What the task asks: Set the data down again, exactly as it reads, but without the pictures.

Information shown:
++++

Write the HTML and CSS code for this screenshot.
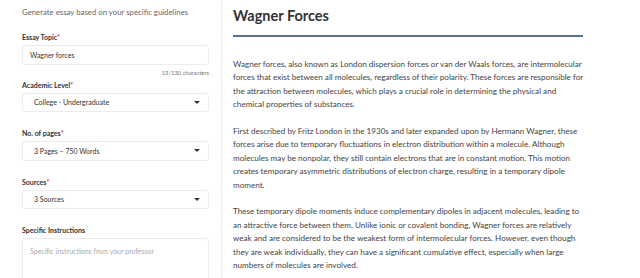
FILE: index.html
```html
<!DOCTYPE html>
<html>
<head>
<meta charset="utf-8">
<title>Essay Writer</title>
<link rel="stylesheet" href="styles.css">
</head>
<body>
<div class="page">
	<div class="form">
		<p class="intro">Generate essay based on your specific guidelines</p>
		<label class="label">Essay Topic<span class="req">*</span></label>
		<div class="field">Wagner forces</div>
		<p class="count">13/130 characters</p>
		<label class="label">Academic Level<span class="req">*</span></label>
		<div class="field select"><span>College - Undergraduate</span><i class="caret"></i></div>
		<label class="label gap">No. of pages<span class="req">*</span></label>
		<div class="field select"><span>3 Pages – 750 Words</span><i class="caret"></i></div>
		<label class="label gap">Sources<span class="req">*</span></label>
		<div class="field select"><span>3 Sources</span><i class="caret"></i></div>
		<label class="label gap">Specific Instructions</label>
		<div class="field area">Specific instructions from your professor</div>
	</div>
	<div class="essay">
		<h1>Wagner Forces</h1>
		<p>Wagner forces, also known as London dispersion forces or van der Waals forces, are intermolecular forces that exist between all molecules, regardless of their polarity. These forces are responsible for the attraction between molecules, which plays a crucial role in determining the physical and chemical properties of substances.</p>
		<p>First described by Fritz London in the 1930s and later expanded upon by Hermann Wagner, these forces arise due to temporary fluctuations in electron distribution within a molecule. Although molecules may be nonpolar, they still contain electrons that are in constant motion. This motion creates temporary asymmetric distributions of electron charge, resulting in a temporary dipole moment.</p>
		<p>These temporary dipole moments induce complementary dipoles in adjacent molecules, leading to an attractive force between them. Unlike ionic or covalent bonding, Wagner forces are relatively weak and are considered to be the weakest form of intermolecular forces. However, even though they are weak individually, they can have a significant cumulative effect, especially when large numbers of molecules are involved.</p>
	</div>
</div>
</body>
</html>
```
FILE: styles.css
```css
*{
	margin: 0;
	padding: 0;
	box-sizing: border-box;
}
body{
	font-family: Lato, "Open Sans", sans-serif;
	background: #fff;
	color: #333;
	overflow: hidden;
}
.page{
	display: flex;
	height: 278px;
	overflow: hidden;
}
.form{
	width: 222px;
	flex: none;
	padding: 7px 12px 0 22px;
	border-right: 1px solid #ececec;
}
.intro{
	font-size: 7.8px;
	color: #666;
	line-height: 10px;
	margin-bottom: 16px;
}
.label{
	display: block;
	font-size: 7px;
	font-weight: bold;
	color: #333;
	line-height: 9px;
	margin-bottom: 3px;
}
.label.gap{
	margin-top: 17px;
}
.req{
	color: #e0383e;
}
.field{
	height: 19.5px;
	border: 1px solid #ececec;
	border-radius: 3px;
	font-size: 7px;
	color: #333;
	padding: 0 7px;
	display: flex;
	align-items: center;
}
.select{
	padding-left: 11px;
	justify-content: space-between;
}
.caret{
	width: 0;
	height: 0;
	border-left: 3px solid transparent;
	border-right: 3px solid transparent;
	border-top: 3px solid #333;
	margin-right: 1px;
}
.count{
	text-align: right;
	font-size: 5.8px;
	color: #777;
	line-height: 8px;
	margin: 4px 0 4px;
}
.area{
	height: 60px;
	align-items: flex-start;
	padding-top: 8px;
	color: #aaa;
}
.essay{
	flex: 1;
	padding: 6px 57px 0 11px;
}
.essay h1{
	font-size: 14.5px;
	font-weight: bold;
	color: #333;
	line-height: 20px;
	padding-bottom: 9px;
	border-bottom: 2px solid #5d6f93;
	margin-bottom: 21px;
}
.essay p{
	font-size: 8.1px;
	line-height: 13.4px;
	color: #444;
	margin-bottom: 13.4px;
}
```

++++

The completed task:
Write the HTML and CSS code for this screenshot.
FILE: index.html
```html
<!DOCTYPE html>
<html>
<head>
<meta charset="utf-8">
<title>Essay Writer</title>
<link rel="stylesheet" href="styles.css">
</head>
<body>
<div class="page">
	<div class="form">
		<p class="intro">Generate essay based on your specific guidelines</p>
		<label class="label">Essay Topic<span class="req">*</span></label>
		<div class="field">Wagner forces</div>
		<p class="count">13/130 characters</p>
		<label class="label">Academic Level<span class="req">*</span></label>
		<div class="field select"><span>College - Undergraduate</span><i class="caret"></i></div>
		<label class="label gap">No. of pages<span class="req">*</span></label>
		<div class="field select"><span>3 Pages – 750 Words</span><i class="caret"></i></div>
		<label class="label gap">Sources<span class="req">*</span></label>
		<div class="field select"><span>3 Sources</span><i class="caret"></i></div>
		<label class="label gap">Specific Instructions</label>
		<div class="field area">Specific instructions from your professor</div>
	</div>
	<div class="essay">
		<h1>Wagner Forces</h1>
		<p>Wagner forces, also known as London dispersion forces or van der Waals forces, are intermolecular forces that exist between all molecules, regardless of their polarity. These forces are responsible for the attraction between molecules, which plays a crucial role in determining the physical and chemical properties of substances.</p>
		<p>First described by Fritz London in the 1930s and later expanded upon by Hermann Wagner, these forces arise due to temporary fluctuations in electron distribution within a molecule. Although molecules may be nonpolar, they still contain electrons that are in constant motion. This motion creates temporary asymmetric distributions of electron charge, resulting in a temporary dipole moment.</p>
		<p>These temporary dipole moments induce complementary dipoles in adjacent molecules, leading to an attractive force between them. Unlike ionic or covalent bonding, Wagner forces are relatively weak and are considered to be the weakest form of intermolecular forces. However, even though they are weak individually, they can have a significant cumulative effect, especially when large numbers of molecules are involved.</p>
	</div>
</div>
</body>
</html>
```
FILE: styles.css
```css
*{
	margin: 0;
	padding: 0;
	box-sizing: border-box;
}
body{
	font-family: Lato, "Open Sans", sans-serif;
	background: #fff;
	color: #333;
	overflow: hidden;
}
.page{
	display: flex;
	height: 278px;
	overflow: hidden;
}
.form{
	width: 222px;
	flex: none;
	padding: 7px 12px 0 22px;
	border-right: 1px solid #ececec;
}
.intro{
	font-size: 7.8px;
	color: #666;
	line-height: 10px;
	margin-bottom: 16px;
}
.label{
	display: block;
	font-size: 7px;
	font-weight: bold;
	color: #333;
	line-height: 9px;
	margin-bottom: 3px;
}
.label.gap{
	margin-top: 17px;
}
.req{
	color: #e0383e;
}
.field{
	height: 19.5px;
	border: 1px solid #ececec;
	border-radius: 3px;
	font-size: 7px;
	color: #333;
	padding: 0 7px;
	display: flex;
	align-items: center;
}
.select{
	padding-left: 11px;
	justify-content: space-between;
}
.caret{
	width: 0;
	height: 0;
	border-left: 3px solid transparent;
	border-right: 3px solid transparent;
	border-top: 3px solid #333;
	margin-right: 1px;
}
.count{
	text-align: right;
	font-size: 5.8px;
	color: #777;
	line-height: 8px;
	margin: 4px 0 4px;
}
.area{
	height: 60px;
	align-items: flex-start;
	padding-top: 8px;
	color: #aaa;
}
.essay{
	flex: 1;
	padding: 6px 57px 0 11px;
}
.essay h1{
	font-size: 14.5px;
	font-weight: bold;
	color: #333;
	line-height: 20px;
	padding-bottom: 9px;
	border-bottom: 2px solid #5d6f93;
	margin-bottom: 21px;
}
.essay p{
	font-size: 8.1px;
	line-height: 13.4px;
	color: #444;
	margin-bottom: 13.4px;
}
```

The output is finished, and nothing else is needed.